CI/CD enforces consistency. It does not evaluate trust.
When upstream publication automatically triggers ingestion, you have effectively delegated part of your security posture to external maintainers and their account hygiene.
Supply chain attackers understand this.
If your ingestion model is uncontrolled, no amount of vulnerability prioritization will fully protect you.
The Pinned-First Defense Framework
To solve both vulnerability risk and supply chain risk, consider a three-part approach:
Control what enters the supply chain.
Remove risk without forcing upgrades.
Change software on your terms.
Each pillar addresses a specific weakness in the modern software lifecycle.
1. Control What Enters
The first step is to eliminate surprise ingestion.
Dependencies and base images should be explicitly selected and version-pinned. CI/CD should build what you chose, not what upstream just published.
Pinning breaks the poisoned-release path. If you are not automatically ingesting new versions, attackers cannot silently pivot through your automation.
But pinning introduces a new tension.
Pinned software does not update itself.
Vulnerabilities still accumulate.
Which leads to the second pillar.
2. Remove Risk Without Forcing Upgrades
This is where most pinned-first discussions fall apart.
Pinning without remediation is not security. It is stagnation.
If you pin to a specific version and do nothing else, you will accumulate CVEs over time. Traditional vulnerability management then pushes you to upgrade, which reopens the ingestion path you just tried to control.
This creates a false binary:
Stay pinned and vulnerable.
Or upgrade and reintroduce supply chain risk.
The solution is targeted remediation of the versions you actually run.
This is where backporting becomes essential.
Backporting allows security fixes to be applied to a pinned version without forcing a broad upgrade. Instead of moving to a new major release with new behavior and dependencies, you surgically apply the security correction to the already-deployed version.
In container ecosystems, this means rebuilding images with patched packages while keeping version contracts stable. In language ecosystems, it means delivering remediated equivalents of pinned libraries that eliminate critical and high vulnerabilities without changing application behavior.
Without backporting and remediation, pinned-first is not viable long term.
With backporting, pinned-first becomes sustainable.
Root’s Automated Vulnerability Remediation platform focuses specifically on applying backported patches and targeted fixes to the versions customers already run. Instead of forcing upgrade churn, Root enables teams to eliminate exposure while preserving stability.
Pinned-first only works if you can fix what you run.
3. Change Software on Your Terms
Upgrades are not the enemy. Uncontrolled upgrades are.
When dependency updates happen implicitly, two decisions collapse into one:
Should we change?
Is this change safe?
A pinned-first model separates those decisions.

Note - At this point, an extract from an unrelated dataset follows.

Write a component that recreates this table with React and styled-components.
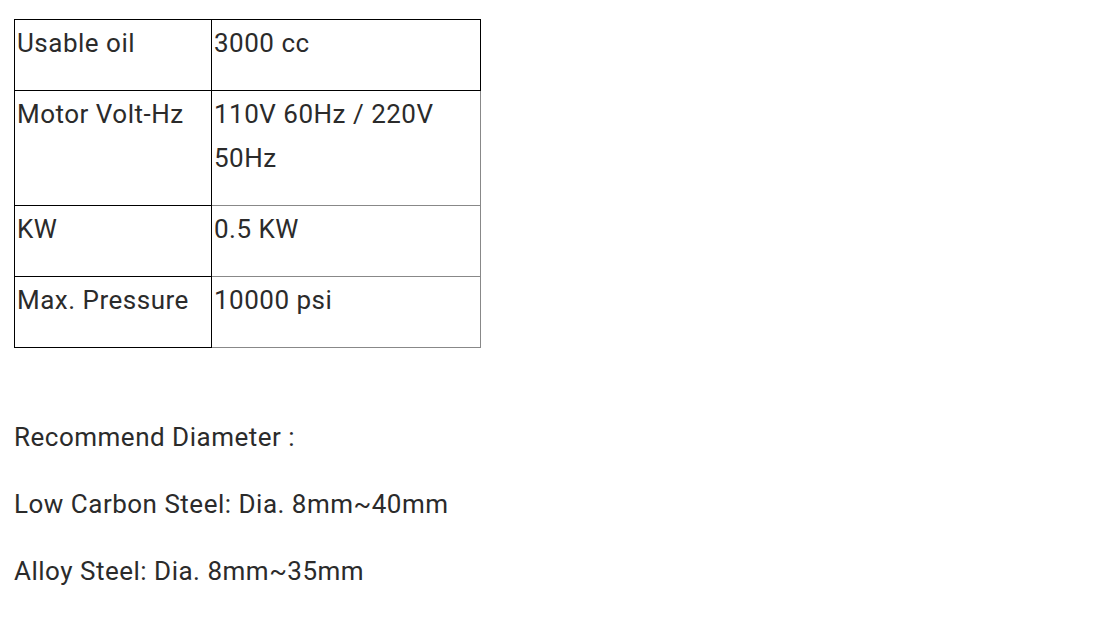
import React from "react";
import styled, { createGlobalStyle } from "styled-components";

const GlobalStyle = createGlobalStyle`
  body {
    margin: 0;
    background: #fff;
    font-family: Roboto, "Liberation Sans", sans-serif;
    color: #2b2b2b;
  }
`;

const Page = styled.div`
  padding: 19px 14px;
  font-size: 26px;
  line-height: 44px;
  letter-spacing: 0.5px;
`;

const SpecTable = styled.table`
  border-collapse: collapse;
  margin-bottom: 67px;
`;

const Cell = styled.td`
  padding: 1px 2px 0;
  vertical-align: top;
  width: ${(p) => p.$width}px;
  border: 1px solid ${(p) => (p.$dark ? "#000" : "#888")};
`;

const CellText = styled.p`
  margin: 0 0 25px;
`;

const Para = styled.p`
  margin: 0 0 23px;
`;

const specs = [
  ["Usable oil", "3000 cc"],
  ["Motor Volt-Hz", "110V 60Hz / 220V 50Hz"],
  ["KW", "0.5 KW"],
  ["Max. Pressure", "10000 psi"],
];

export default function App() {
  return (
    <>
      <GlobalStyle />
      <Page>
        <SpecTable>
          <tbody>
            {specs.map(([label, value], i) => (
              <tr key={label}>
                <Cell $dark $width={192}>
                  <CellText>{label}</CellText>
                </Cell>
                <Cell $dark={i === 0} $width={264}>
                  <CellText>{value}</CellText>
                </Cell>
              </tr>
            ))}
          </tbody>
        </SpecTable>
        <Para>Recommend Diameter :</Para>
        <Para>Low Carbon Steel: Dia. 8mm~40mm</Para>
        <Para>Alloy Steel: Dia. 8mm~35mm</Para>
      </Page>
    </>
  );
}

First, eliminate exposure in your current version through remediation and backporting.
Then evaluate whether and when an upgrade makes sense based on readiness, testing, and business context.
This restores strategic control.
Instead of reacting to CVE panic or upstream compromise, you decide when to move.
Dual-Objective Security
The key insight is this: vulnerability management and supply chain defense must be solved together.
Vulnerability management reduces known exposure.
Pinned ingestion reduces malicious supply chain exposure.
Backporting and targeted remediation make pinning sustainable.
If you only scan and upgrade, you remain vulnerable to ingestion manipulation.
If you only pin without remediation, you accumulate vulnerabilities.
Pinned-first with backported remediation addresses both axes simultaneously.
That is the expanded threat model modern defenders need.
Getting Started
You do not need to overhaul your entire environment to begin.
Start with one application.
Choose a repository that includes a base container image and a dependency ecosystem such as npm or pip. Explicitly pin every dependency and base image version.
Then assess critical and high vulnerabilities in the pinned set.
Instead of immediately upgrading, evaluate whether those vulnerabilities can be remediated in place through patched equivalents or rebuilt images.
This exercise forces you to answer two critical questions:
Where does new code enter our system automatically?
Do we have a sustainable way to secure the versions we pin?
If the answer to the second question is no, then pinning alone will not succeed.
That is why remediation capability is not optional. It is foundational.
Necessary and Mandatory
Vulnerability management is necessary.
Software supply chain defense is mandatory.
Pinned-first is the connective tissue between the two.
But pinning without backporting is incomplete.
To truly defend modern software systems, organizations must:
Control ingestion.
Remediate in place.
Upgrade deliberately.
Security is not about moving faster than attackers.
It is about refusing to let them dictate how your software evolves.
Pinned-first, backed by targeted remediation and backported fixes, is how that control is regained.